The irony of the current moment is that, while we want to empower individuals to take control of their own healthcare, we’re placing powerful, potentially misleading advice into untrained hands. A patient may not have a team of highly trained professionals to vet the AI’s suggestions. This is particularly concerning for younger patients or those with complex, multi-system disorders.
When AI provides a recommendation, it often does so with an authoritative, clinical tone. If that advice is misguided, perhaps because the system missed a subtle contraindication in the data, the patient may act on it with a false sense of security. To counter this, LLMs need a validation layer where advice is cross-referenced against verified clinical guidelines before it reaches the user. We cannot treat an AI health suggestion with the same casualness we treat an AI-generated recipe or travel itinerary.
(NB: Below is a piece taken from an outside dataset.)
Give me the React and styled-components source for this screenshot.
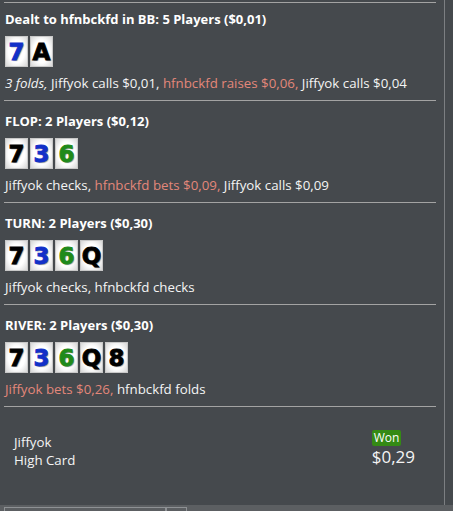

The Evolving Privacy Threat in AI Healthcare
Although the general public has become somewhat desensitized to data privacy in a social media context, health privacy is a different beast entirely. We’re no longer just worried about our names and addresses being leaked; we’re worried about the nefarious use of our search history and health inquiries.
Consider the so-called Mole Scenario. If a person uses a health LLM to analyze a photo of a mole or to search for symptoms of melanoma, where does that data go? The concern isn’t just about a data breach. It’s about the secondary use of that data. Could an insurance company access those logs to determine that a person has a “predisposition” to a disorder before a clinical diagnosis is even made? Could your digital paper trail of health concerns impact your future premiums or your ability to get coverage? These are not hypothetical fears; they’re the privacy challenges of the next decade.
Safeguarding the Future
The vision of Profusa has always been about bringing clarity to the body’s internal chemistry through continuous monitoring. We believe that tools like ChatGPT Health can be the “brain” that interprets the “signal” we provide. But for this partnership to work, the brain must be trained on truth, not noise.
We must advocate for curated, scientifically verified data sets, transparent consent models and rigorous validation of AI advice. If we prioritize these ethical safeguards now, we can ensure that these tools fulfill their promise of making a direct, positive impact on human life. If we don’t, we risk the very technology meant to uphold the Golden Rule of health tripping it up from the start.
Let us move forward with the excitement this new chapter deserves, but with the caution that medicine demands.